>> Begin

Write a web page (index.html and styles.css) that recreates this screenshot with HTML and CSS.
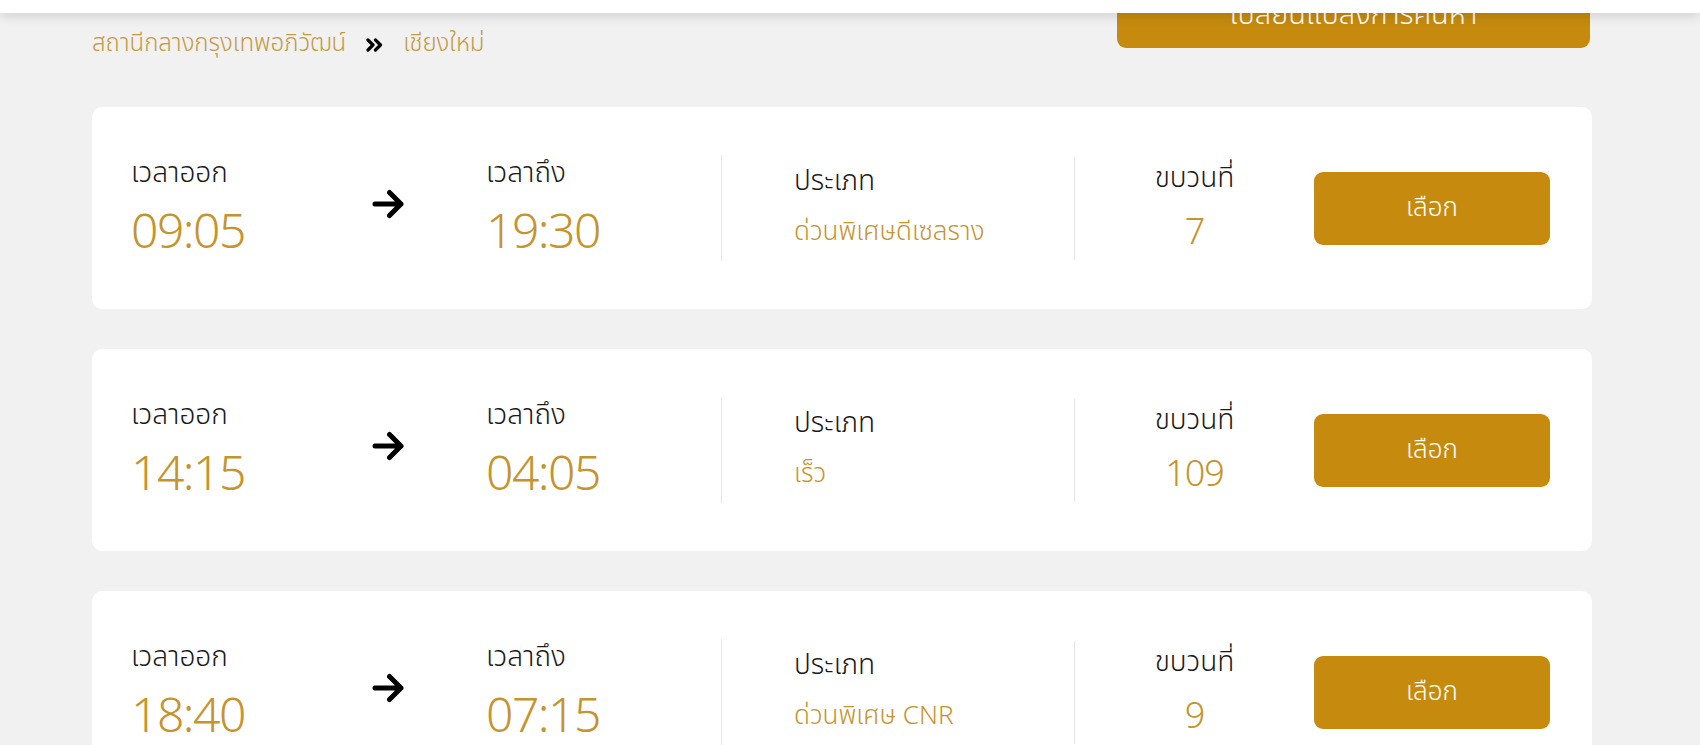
FILE: index.html
```html
<!DOCTYPE html>
<html lang="th">
<head>
<meta charset="utf-8">
<title>เลือกขบวนรถ</title>
<link rel="stylesheet" href="styles.css">
</head>
<body>
<header class="topbar"></header>
<main class="page">
  <div class="toolbar">
    <nav class="crumbs">
      <span class="crumb">สถานีกลางกรุงเทพอภิวัฒน์</span>
      <svg class="crumb-sep" width="17" height="14" viewBox="0 0 17 14"><path d="M2 2 L7 7 L2 12 M9.5 2 L14.5 7 L9.5 12" fill="none" stroke="#000" stroke-width="3.2" stroke-linecap="round" stroke-linejoin="round"/></svg>
      <span class="crumb">เชียงใหม่</span>
    </nav>
    <button class="btn btn-change">เปลี่ยนแปลงการค้นหา</button>
  </div>

  <section class="card">
    <div class="col col-time"><div class="label">เวลาออก</div><div class="time">09:05</div></div>
    <div class="col col-arrow"><svg width="34" height="30" viewBox="0 0 34 30"><path d="M3 15 H29 M17.5 3.5 L29 15 L17.5 26.5" fill="none" stroke="#000" stroke-width="5" stroke-linecap="round" stroke-linejoin="round"/></svg></div>
    <div class="col col-time col-div"><div class="label">เวลาถึง</div><div class="time">19:30</div></div>
    <div class="col col-type col-div"><div class="label">ประเภท</div><div class="value">ด่วนพิเศษดีเซลราง</div></div>
    <div class="col col-no"><div class="label">ขบวนที่</div><div class="value">7</div></div>
    <div class="col col-btn"><button class="btn btn-select">เลือก</button></div>
  </section>

  <section class="card">
    <div class="col col-time"><div class="label">เวลาออก</div><div class="time">14:15</div></div>
    <div class="col col-arrow"><svg width="34" height="30" viewBox="0 0 34 30"><path d="M3 15 H29 M17.5 3.5 L29 15 L17.5 26.5" fill="none" stroke="#000" stroke-width="5" stroke-linecap="round" stroke-linejoin="round"/></svg></div>
    <div class="col col-time col-div"><div class="label">เวลาถึง</div><div class="time">04:05</div></div>
    <div class="col col-type col-div"><div class="label">ประเภท</div><div class="value">เร็ว</div></div>
    <div class="col col-no"><div class="label">ขบวนที่</div><div class="value">109</div></div>
    <div class="col col-btn"><button class="btn btn-select">เลือก</button></div>
  </section>

  <section class="card">
    <div class="col col-time"><div class="label">เวลาออก</div><div class="time">18:40</div></div>
    <div class="col col-arrow"><svg width="34" height="30" viewBox="0 0 34 30"><path d="M3 15 H29 M17.5 3.5 L29 15 L17.5 26.5" fill="none" stroke="#000" stroke-width="5" stroke-linecap="round" stroke-linejoin="round"/></svg></div>
    <div class="col col-time col-div"><div class="label">เวลาถึง</div><div class="time">07:15</div></div>
    <div class="col col-type col-div"><div class="label">ประเภท</div><div class="value">ด่วนพิเศษ CNR</div></div>
    <div class="col col-no"><div class="label">ขบวนที่</div><div class="value">9</div></div>
    <div class="col col-btn"><button class="btn btn-select">เลือก</button></div>
  </section>
</main>
</body>
</html>
```
FILE: styles.css
```css
html, body {
  margin: 0;
  padding: 0;
  background: #f1f1f1;
  overflow: hidden;
  height: 745px;
}
body {
  font-family: "Noto Sans Thai", "Noto Sans", sans-serif;
  font-weight: 300;
  color: #1a1a1a;
}
.topbar {
  position: fixed;
  top: 0;
  left: 0;
  right: 0;
  height: 13px;
  background: #fff;
  box-shadow: 0 3px 12px rgba(0,0,0,0.14);
  z-index: 10;
}
.page {
  width: 1500px;
  margin-left: 92px;
  margin-top: -25px;
}
.toolbar {
  display: flex;
  justify-content: space-between;
  align-items: flex-start;
  height: 73px;
  margin-bottom: 59px;
}
.crumbs {
  display: flex;
  align-items: center;
  gap: 20px;
  padding-top: 54px;
}
.crumb {
  color: #c49a45;
  font-size: 24px;
  line-height: 30px;
}
.crumb-sep {
  margin-top: 2px;
}
.btn {
  border: 0;
  background: #c68b0e;
  color: #fff;
  font-family: inherit;
  font-weight: 350;
  border-radius: 9px;
  cursor: pointer;
}
.btn-change {
  width: 473px;
  height: 73px;
  margin-right: 2px;
  padding-top: 8px;
  font-size: 29px;
}
.card {
  background: #fff;
  border-radius: 10px;
  height: 202px;
  box-sizing: border-box;
  padding: 0 42px 0 39px;
  margin-bottom: 40px;
  display: grid;
  grid-template-columns: 241px 114px 236px 353px 239px 236px;
  align-items: center;
}
.col-time {
  padding-top: 3px;
}
.col-div {
  border-right: 1px solid #e6e6e6;
  height: 103px;
  display: flex;
  flex-direction: column;
  justify-content: center;
}
.col-type {
  padding-left: 72px;
  padding-top: 6px;
  box-sizing: border-box;
}
.col-no {
  text-align: center;
  padding-top: 4px;
}
.col-arrow {
  display: flex;
  align-items: center;
  margin-top: -9px;
}
.label {
  font-size: 28px;
  line-height: 34px;
  font-weight: 300;
}
.time {
  font-size: 48px;
  line-height: 58px;
  letter-spacing: -1.5px;
  margin-top: 14px;
  color: #c6942d;
}
.value {
  font-size: 26px;
  line-height: 50px;
  margin-top: 8px;
  color: #c6942d;
}
.col-no .value {
  font-size: 36px;
  letter-spacing: -1px;
  margin-top: 12px;
}
.btn-select {
  width: 236px;
  height: 73px;
  font-size: 26px;
}
```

>> End

*Task description*
Copy each line of the data above that holds "index".

*Result of this exercise*
Write a web page (index.html and styles.css) that recreates this screenshot with HTML and CSS.
FILE: index.html
  z-index: 10;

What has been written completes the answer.